I did a one-year postdoc at Lund University right after I completed my Ph.D., so it was nice to return to Lund and see all the familiar faces. Lund is also a beautiful place during the summer! I had a wonderful and productive time in Lund. Made new friends, forged new collaborations, and caught up with many of my former colleagues. Since the focus period was hosted by the Department of Automatic Control, it was a unique opportunity for controls and optimization researchers to come together.

During the workshop, I presented my ongoing work on using robust control tools to analyze and synthesize optimization algorithms. The abstracts and slides for all the talks during the workshop (including mine) are available here.

SIAM Conference on Optimization in Vancouver

I attended the SIAM Conference on Optimization in Vancouver, Canada. This was a memorable conference for several reasons. First, this conference only happens once every three years. Its the flagship conference for optimization research, and it was also my first time attending a SIAM conference! Finally, as a Canadian, it is always nice to visit my home country. I also have family living in Vancouver so that was a bonus!

At the conference, I presented my work on using robust control for algorithm analysis and optimization. This talk was part of an invited session titled “Robustness and dynamics in optimization”, organized by Ben Recht and Pablo Parrilo. It was a reprise of our successful session at ICCOPT 2016. If you’re interested in seeing my slides, please refer to my ICCOPT slides as the talks were quite similar.

Above, I included a picture of a Nanaimo Bar from the cafe across the street from the conference venue. This is a uniquely Canadian (and delicious) dessert that is very hard to find in the US. It owes its origin to the city of Nanaimo, British Columbia, which is on Vancouver Island (a short ferry ride away from the city of Vancouver).

ACNTW workshop 2017 at Northwestern

I attended the 2017 ACNTW workshop (workshop on optimization and machine learning) hosted by the Center for Optimization and Statistical Learning at Northwestern University.

This workshop brought together optimization researchers from the midwest for a one-day workshop on a variety of topics including matrix completion, nonconvex approaches, and machine learning. Although most of the talks were from academics, there was also a couple talks and posters from researchers at Argonne National Laboratory. There was also a healthy representation of optimization researchers from UW-Madison! It was an excellent workshop — looking forward to the next one!

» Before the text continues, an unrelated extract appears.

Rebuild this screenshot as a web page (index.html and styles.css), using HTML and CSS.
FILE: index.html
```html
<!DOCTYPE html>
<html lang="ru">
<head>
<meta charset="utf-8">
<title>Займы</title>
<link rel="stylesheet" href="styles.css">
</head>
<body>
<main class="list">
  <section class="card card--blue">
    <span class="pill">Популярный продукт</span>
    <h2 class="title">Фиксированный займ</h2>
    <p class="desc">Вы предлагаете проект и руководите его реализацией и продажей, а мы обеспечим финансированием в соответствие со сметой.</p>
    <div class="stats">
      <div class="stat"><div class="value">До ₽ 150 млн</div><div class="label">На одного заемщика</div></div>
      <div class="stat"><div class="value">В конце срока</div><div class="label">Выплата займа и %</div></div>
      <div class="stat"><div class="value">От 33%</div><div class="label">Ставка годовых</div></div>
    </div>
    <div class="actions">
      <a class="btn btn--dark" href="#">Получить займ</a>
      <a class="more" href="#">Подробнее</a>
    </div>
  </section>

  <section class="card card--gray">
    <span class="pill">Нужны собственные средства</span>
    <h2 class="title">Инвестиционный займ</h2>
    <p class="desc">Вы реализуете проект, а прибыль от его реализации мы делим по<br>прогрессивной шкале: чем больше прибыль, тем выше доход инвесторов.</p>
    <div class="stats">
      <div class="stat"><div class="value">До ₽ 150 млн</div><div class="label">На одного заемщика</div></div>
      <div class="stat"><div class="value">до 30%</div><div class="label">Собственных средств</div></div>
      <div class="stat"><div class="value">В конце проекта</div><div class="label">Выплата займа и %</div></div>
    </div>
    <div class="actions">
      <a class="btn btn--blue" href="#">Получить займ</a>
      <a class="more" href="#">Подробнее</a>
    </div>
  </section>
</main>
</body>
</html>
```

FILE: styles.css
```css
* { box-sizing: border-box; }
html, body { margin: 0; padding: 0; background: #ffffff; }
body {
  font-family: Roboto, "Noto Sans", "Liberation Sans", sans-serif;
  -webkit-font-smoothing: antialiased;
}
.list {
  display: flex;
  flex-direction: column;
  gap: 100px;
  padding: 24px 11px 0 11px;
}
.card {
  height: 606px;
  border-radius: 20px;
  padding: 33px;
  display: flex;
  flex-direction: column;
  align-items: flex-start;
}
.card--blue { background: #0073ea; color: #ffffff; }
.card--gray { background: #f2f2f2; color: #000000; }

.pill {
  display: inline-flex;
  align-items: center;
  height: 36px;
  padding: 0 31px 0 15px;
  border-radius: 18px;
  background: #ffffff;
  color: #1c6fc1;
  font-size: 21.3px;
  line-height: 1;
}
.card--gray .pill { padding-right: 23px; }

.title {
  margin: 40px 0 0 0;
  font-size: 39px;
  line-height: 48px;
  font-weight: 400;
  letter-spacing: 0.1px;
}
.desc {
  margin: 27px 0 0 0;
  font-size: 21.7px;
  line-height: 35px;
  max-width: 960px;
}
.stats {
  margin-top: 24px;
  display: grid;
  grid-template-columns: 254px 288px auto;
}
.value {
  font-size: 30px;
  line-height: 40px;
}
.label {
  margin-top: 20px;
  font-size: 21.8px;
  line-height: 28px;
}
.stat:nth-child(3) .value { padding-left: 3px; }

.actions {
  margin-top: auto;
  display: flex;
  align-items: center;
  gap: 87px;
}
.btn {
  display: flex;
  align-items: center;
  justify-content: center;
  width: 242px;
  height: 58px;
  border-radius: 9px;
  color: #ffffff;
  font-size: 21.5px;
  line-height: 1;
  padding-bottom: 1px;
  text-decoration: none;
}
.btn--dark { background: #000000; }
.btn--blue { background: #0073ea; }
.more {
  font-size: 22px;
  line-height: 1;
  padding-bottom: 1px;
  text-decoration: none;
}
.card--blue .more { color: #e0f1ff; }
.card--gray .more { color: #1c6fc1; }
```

This was my first time visiting downtown Chicago and, perhaps fittingly, Google took one of my photos, automatically stylized it, and suggested that this might be a nice photo to keep as a reminder of my trip! Machine learning at work! (see photo above)

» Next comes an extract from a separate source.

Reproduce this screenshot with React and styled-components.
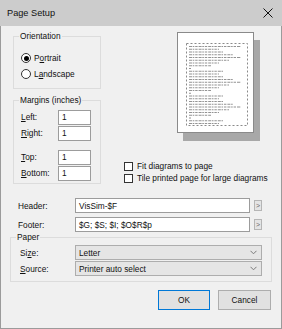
import React from 'react';
import styled, { createGlobalStyle } from 'styled-components';

const Global = createGlobalStyle`
  html, body { margin: 0; padding: 0; background: #ffffff; }
  body { font-family: "Liberation Sans", Arial, sans-serif; font-size: 8.3px; color: #111; }
  * { box-sizing: border-box; }
`;

const Window = styled.div`
  width: 282px;
  height: 329px;
  border: 1px solid #9b9b9b;
  border-top: none;
  background: #f0f0f0;
  display: flex;
  flex-direction: column;
`;

const TitleBar = styled.div`
  height: 26px;
  margin: 0 -1px;
  background: #cccccc;
  display: flex;
  align-items: center;
  justify-content: space-between;
  padding: 0 9px 0 7px;
  font-size: 9.2px;
`;

const Body = styled.div`
  display: flex;
  flex-direction: column;
  padding-top: 5px;
`;

const TopSection = styled.div`
  display: flex;
  height: 153px;
`;

const LeftCol = styled.div`
  margin-left: 12px;
  width: 88px;
  display: flex;
  flex-direction: column;
  gap: 6px;
`;

const Group = styled.fieldset`
  margin: 0;
  border: 1px solid #dcdcdc;
  padding: ${p => p.$pad};
  min-width: 0;
  ${p => p.$ml ? `margin-left: ${p.$ml}px;` : ''}
  ${p => p.$w ? `width: ${p.$w}px;` : ''}
`;

const Legend = styled.legend`
  padding: 0 1px;
  margin-left: ${p => p.$ml}px;
  line-height: 11px;
`;

const RadioRow = styled.label`
  display: flex;
  align-items: center;
  height: 16px;
  gap: 3px;
`;

const Radio = styled.span`
  width: 10px;
  height: 10px;
  border-radius: 50%;
  border: 1px solid #333;
  background: #fff;
  display: flex;
  align-items: center;
  justify-content: center;
  &::after {
    content: '';
    width: 5px;
    height: 5px;
    border-radius: 50%;
    background: ${p => (p.$checked ? '#000' : 'transparent')};
  }
`;

const MarginRow = styled.div`
  display: flex;
  align-items: center;
  height: 16px;
  margin-top: ${p => p.$gap || 0}px;
`;

const FieldLabel = styled.span`
  width: ${p => p.$w}px;
  flex: none;
`;

const TextBox = styled.div`
  width: ${p => p.$w}px;
  height: 15px;
  border: 1px solid #9c9c9c;
  background: #fff;
  display: flex;
  align-items: center;
  padding-left: 3px;
  white-space: nowrap;
  overflow: hidden;
`;

const RightCol = styled.div`
  margin-left: 23px;
  display: flex;
  flex-direction: column;
`;

const Preview = styled.div`
  margin-left: 53px;
  margin-top: 1px;
  width: 77px;
  height: 101px;
  background: #fff;
  border: 1px solid #8a8a8a;
  box-shadow: 6px 8px 0 0 #a8a8a8;
`;

const CheckList = styled.div`
  margin-top: 27px;
  display: flex;
  flex-direction: column;
`;

const CheckRow = styled.label`
  display: flex;
  align-items: center;
  height: 12px;
  gap: 4px;
  white-space: nowrap;
`;

const CheckBox = styled.span`
  width: 9px;
  height: 9px;
  border: 1px solid #333;
  background: #fff;
  flex: none;
`;

const FieldRow = styled.div`
  display: flex;
  align-items: center;
  height: 15px;
  margin-top: ${p => p.$mt}px;
  padding-left: 17px;
`;

const MoreButton = styled.div`
  margin-left: 4px;
  width: 8px;
  height: 11px;
  border: 1px solid #b5b5b5;
  background: #e4e4e4;
  color: #666;
  font-size: 7px;
  display: flex;
  align-items: center;
  justify-content: center;
`;

const PaperRow = styled.div`
  display: flex;
  align-items: center;
  height: 15px;
  margin-top: ${p => p.$mt || 0}px;
`;

const Select = styled.div`
  width: 187px;
  height: 15px;
  border: 1px solid #adadad;
  background: #e5e5e5;
  display: flex;
  align-items: center;
  justify-content: space-between;
  padding: 0 4px 0 3px;
`;

const ButtonRow = styled.div`
  display: flex;
  justify-content: flex-end;
  gap: 8px;
  margin-top: 8px;
  padding-right: 10px;
`;

const Button = styled.div`
  width: ${p => p.$w}px;
  height: 20px;
  border: 1px solid ${p => (p.$primary ? '#0078d7' : '#adadad')};
  background: #e1e1e1;
  display: flex;
  align-items: center;
  justify-content: center;
`;

const Chevron = () => (
  <svg width="7" height="5" viewBox="0 0 7 5">
    <path d="M0.5 0.8 L3.5 3.8 L6.5 0.8" fill="none" stroke="#7a7a7a" strokeWidth="1" />
  </svg>
);

const CloseIcon = () => (
  <svg width="10" height="10" viewBox="0 0 10 10">
    <path d="M0.5 0.5 L9.5 9.5 M9.5 0.5 L0.5 9.5" stroke="#111" strokeWidth="1" />
  </svg>
);

const lineWidths = [52, 30, 34, 44, 52, 40, 30, 22, 2, 34, 30, 34, 44, 52, 40, 30, 22, 2, 34, 30, 34, 44, 52, 40, 30, 22, 2, 34, 30];

const PageDrawing = () => (
  <svg width="75" height="99" viewBox="0 0 75 99">
    <rect x="8.5" y="10.5" width="61" height="82" fill="none" stroke="#8a8a8a" strokeWidth="1" strokeDasharray="2 2" />
    {lineWidths.map((w, i) => (
      <line
        key={i}
        x1="11"
        x2={11 + w}
        y1={13.5 + i * 2.75}
        y2={13.5 + i * 2.75}
        stroke="#6f6f6f"
        strokeWidth="1.1"
        strokeDasharray="3 0.7 1.6 0.9 2.4 1"
        opacity="0.75"
      />
    ))}
  </svg>
);

export default function App() {
  return (
    <>
      <Global />
      <Window>
        <TitleBar>
          <span>Page Setup</span>
          <CloseIcon />
        </TitleBar>
        <Body>
          <TopSection>
            <LeftCol>
              <Group $pad="8px 0 6px 7px">
                <Legend $ml={-2}>Orientation</Legend>
                <RadioRow>
                  <Radio $checked />
                  <span>P<u>o</u>rtrait</span>
                </RadioRow>
                <RadioRow>
                  <Radio />
                  <span>L<u>a</u>ndscape</span>
                </RadioRow>
              </Group>
              <Group $pad="3px 0 2px 7px">
                <Legend $ml={-2}>Margins (inches)</Legend>
                <MarginRow>
                  <FieldLabel $w={37}><u>L</u>eft:</FieldLabel>
                  <TextBox $w={33}>1</TextBox>
                </MarginRow>
                <MarginRow>
                  <FieldLabel $w={37}><u>R</u>ight:</FieldLabel>
                  <TextBox $w={33}>1</TextBox>
                </MarginRow>
                <MarginRow $gap={8}>
                  <FieldLabel $w={37}><u>T</u>op:</FieldLabel>
                  <TextBox $w={33}>1</TextBox>
                </MarginRow>
                <MarginRow>
                  <FieldLabel $w={37}><u>B</u>ottom:</FieldLabel>
                  <TextBox $w={33}>1</TextBox>
                </MarginRow>
              </Group>
            </LeftCol>
            <RightCol>
              <Preview>
                <PageDrawing />
              </Preview>
              <CheckList>
                <CheckRow>
                  <CheckBox />
                  <span>Fit diagrams to page</span>
                </CheckRow>
                <CheckRow>
                  <CheckBox />
                  <span>Tile printed page for large diagrams</span>
                </CheckRow>
              </CheckList>
            </RightCol>
          </TopSection>
          <FieldRow $mt={14}>
            <FieldLabel $w={57}>Header:</FieldLabel>
            <TextBox $w={175}>VisSim-$F</TextBox>
            <MoreButton>&gt;</MoreButton>
          </FieldRow>
          <FieldRow $mt={4}>
            <FieldLabel $w={57}>Footer:</FieldLabel>
            <TextBox $w={175}>$G; $S; $I; $O$R$p</TextBox>
            <MoreButton>&gt;</MoreButton>
          </FieldRow>
          <Group $pad="2px 0 5px 9px" $ml={9} $w={262}>
            <Legend $ml={-4}>Paper</Legend>
            <PaperRow>
              <FieldLabel $w={55}>Si<u>z</u>e:</FieldLabel>
              <Select>
                <span>Letter</span>
                <Chevron />
              </Select>
            </PaperRow>
            <PaperRow $mt={1}>
              <FieldLabel $w={55}><u>S</u>ource:</FieldLabel>
              <Select>
                <span>Printer auto select</span>
                <Chevron />
              </Select>
            </PaperRow>
          </Group>
          <ButtonRow>
            <Button $w={52} $primary>OK</Button>
            <Button $w={53}>Cancel</Button>
          </ButtonRow>
        </Body>
      </Window>
    </>
  );
}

Smart Urban Infrastructures Workshop at MIT

I attended the Smart Urban Infrastructures Workshop presented by LIDS at MIT. The idea was to bring together researchers and leaders from academia and industry for a series of short talks and panel discussions. The topics covered several types of “urban infrastructures”, including:

  • Ride-sharing platforms: optimization, control, scheduling, and management (car sharing, bike sharing).
  • Autonomous vehicles: challenges in robotics, coordination, safety, and accountability.
  • Privacy and security in the age of the “internet of things”.
  • Power grid: integrating uncertain renewable generation.

It was nice to have a mix of voices from both academia and industry in the panel discussions. As an academic, one can easily be isolated from the “real world”, so I appreciate the diversity. For example, we heard from Nicholas Chamandy (head of data science at Lyft) discuss the intricacies of the large-scale optimization problems faced by a data-driven ride-sharing company. We also heard from Andrew Therriault (chief data officer of the city of Boston) discuss the challenges in managing the smart infrastructure of a major US city.

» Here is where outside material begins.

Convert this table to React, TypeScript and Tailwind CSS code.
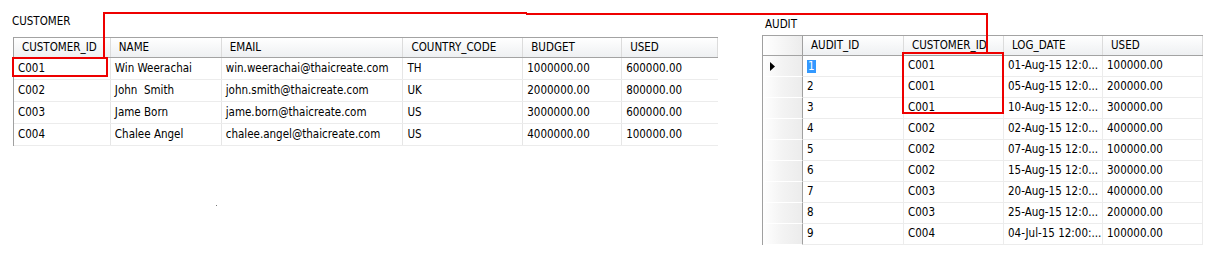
const customerCols = [
  { key: 'id', label: 'CUSTOMER_ID', w: 'w-[97px]' },
  { key: 'name', label: 'NAME', w: 'w-[111px]' },
  { key: 'email', label: 'EMAIL', w: 'w-[182px]' },
  { key: 'country', label: 'COUNTRY_CODE', w: 'w-[120px]' },
  { key: 'budget', label: 'BUDGET', w: 'w-[99px]' },
  { key: 'used', label: 'USED', w: 'w-[96px]' },
];

const customers = [
  ['C001', 'Win Weerachai', 'win.weerachai@thaicreate.com', 'TH', '1000000.00', '600000.00'],
  ['C002', 'John  Smith', 'john.smith@thaicreate.com', 'UK', '2000000.00', '800000.00'],
  ['C003', 'Jame Born', 'jame.born@thaicreate.com', 'US', '3000000.00', '600000.00'],
  ['C004', 'Chalee Angel', 'chalee.angel@thaicreate.com', 'US', '4000000.00', '100000.00'],
];

const auditCols = [
  { label: 'AUDIT_ID', w: 'w-[101px]' },
  { label: 'CUSTOMER_ID', w: 'w-[100px]' },
  { label: 'LOG_DATE', w: 'w-[99px]' },
  { label: 'USED', w: 'w-[100px]' },
];

const audits = [
  ['1', 'C001', '01-Aug-15 12:0...', '100000.00'],
  ['2', 'C001', '05-Aug-15 12:0...', '200000.00'],
  ['3', 'C001', '10-Aug-15 12:0...', '300000.00'],
  ['4', 'C002', '02-Aug-15 12:0...', '400000.00'],
  ['5', 'C002', '07-Aug-15 12:0...', '100000.00'],
  ['6', 'C002', '15-Aug-15 12:0...', '300000.00'],
  ['7', 'C003', '20-Aug-15 12:0...', '400000.00'],
  ['8', 'C003', '25-Aug-15 12:0...', '200000.00'],
  ['9', 'C004', '04-Jul-15 12:00:...', '100000.00'],
];

function CustomerTable() {
  return (
    <div className="border-l border-[#a0a0a0]">
      <div className="flex h-[21px] border-y border-[#a3a3a3] bg-linear-to-b from-white to-[#eef0f2]">
        {customerCols.map((c) => (
          <div
            key={c.key}
            className={`${c.w} flex items-center pl-[8px] pt-px border-r border-[#dcdcdc] whitespace-pre`}
          >
            {c.label}
          </div>
        ))}
      </div>
      {customers.map((row) => (
        <div key={row[0]} className="flex h-[22px] border-b border-[#ececec]">
          {row.map((cell, i) => (
            <div
              key={i}
              className={`${customerCols[i].w} flex items-center pl-[4px] whitespace-pre ${
                i < row.length - 1 ? 'border-r border-[#e6e6e6]' : ''
              }`}
            >
              {cell}
            </div>
          ))}
        </div>
      ))}
    </div>
  );
}

function AuditTable() {
  return (
    <div className="border-l border-[#a0a0a0]">
      <div className="flex h-[21px] border-y border-[#a3a3a3]">
        <div className="w-[40px] border-r border-[#a0a0a0] bg-linear-to-r from-white to-[#ececec]" />
        {auditCols.map((c) => (
          <div
            key={c.label}
            className={`${c.w} flex items-center pl-[8px] pt-px border-r border-[#dcdcdc] bg-linear-to-b from-white to-[#eef0f2] whitespace-pre`}
          >
            {c.label}
          </div>
        ))}
      </div>
      {audits.map((row, r) => (
        <div key={row[0]} className="flex h-[21px]">
          <div className="w-[40px] flex items-center pl-[7px] border-r border-b border-r-[#a0a0a0] border-b-white bg-linear-to-r from-white via-[#f3f3f3] to-[#ececec]">
            {r === 0 && (
              <svg width="5" height="9" viewBox="0 0 5 9">
                <path d="M0 0 L5 4.5 L0 9 Z" fill="#000" />
              </svg>
            )}
          </div>
          {row.map((cell, i) => (
            <div
              key={i}
              className={`${auditCols[i].w} flex items-center pl-[4px] border-r border-b border-[#ececec] whitespace-pre overflow-hidden`}
            >
              {r === 0 && i === 0 ? (
                <span className="bg-[#3399ff] text-white px-px leading-[13px]">{cell}</span>
              ) : (
                cell
              )}
            </div>
          ))}
        </div>
      ))}
    </div>
  );
}

export default function App() {
  return (
    <div className="relative w-[1210px] h-[256px] overflow-hidden bg-white text-[11.5px] text-black font-['DejaVu_Sans_Condensed','Liberation_Sans',sans-serif]">
      <div className="flex">
        <div className="ml-[13px] w-[705px] pt-[15px]">
          <div className="-ml-px h-[13px] leading-[13px]">CUSTOMER</div>
          <div className="mt-[9px]">
            <CustomerTable />
          </div>
        </div>
        <div className="ml-[44px] w-[441px] pt-[18px]">
          <div className="pl-[3px] h-[13px] leading-[13px]">AUDIT</div>
          <div className="mt-[4px]">
            <AuditTable />
          </div>
        </div>
      </div>

      <div className="absolute left-[216px] top-[205px] w-px h-px bg-[#777]" />

      <svg
        className="absolute inset-0 pointer-events-none"
        width="1210"
        height="256"
        shapeRendering="crispEdges"
      >
        <g fill="#ee0000">
          <rect x="103" y="12" width="2" height="45" />
          <rect x="103" y="12" width="424" height="2" />
          <rect x="526" y="13" width="462" height="2" />
          <rect x="986" y="13" width="2" height="40" />
          <rect x="12" y="57" width="96" height="2" />
          <rect x="12" y="75" width="96" height="2" />
          <rect x="12" y="57" width="2" height="20" />
          <rect x="106" y="57" width="2" height="20" />
          <rect x="902" y="52" width="102" height="2" />
          <rect x="902" y="112" width="102" height="2" />
          <rect x="902" y="52" width="2" height="62" />
          <rect x="1002" y="52" width="2" height="62" />
        </g>
      </svg>
    </div>
  );
}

Looking forward to attending more workshops of this sort in the future! Pictured above is the Stata Center at MIT, one of the coolest-looking buildings I’ve ever seen!

Akhil wins Teaching Excellence Award

Congratulations to my student Akhil Sundararajan for winning the 2017 Gerald Holdridge Teaching Excellence Award! This annual award recognizes top teaching assistants in Electrical and Computer Engineering at UW-Madison.

Akhil received the award at the ECE department’s annual Spring celebration. This year’s celebration coincided with the ECE department’s 125th anniversary, so Bucky Badger made an appearance to present awards! Pictured on the right is Akhil receiving the teaching award from Bucky. Congrats Akhil!

6th Midwest Workshop on Control and Game Theory at Michigan

I recently attended the 6th Midwest Workshop on Control and Game Theory hosted by the University of Michigan. The two-day workshop brought together faculty, postdocs, and grad students in the fields of controls, optimization, game theory, and economics. This was my first time visiting Ann Arbor; it’s truly a beautiful city (see photo on the right!).

My talk was about using tools from robust control to analyze the performance of iterative algorithms. It’s one of my favorite topics to talk about and I’m grateful for the opportunity to present my work to such a diverse crowd! My slides are available for download here.

Congratulations to Vijay Subramanian, Dimitra Panagou, Necmiye Ozay, and the other organizers for a stellar workshop. I’m looking forward to the 7th edition of this workshop next year!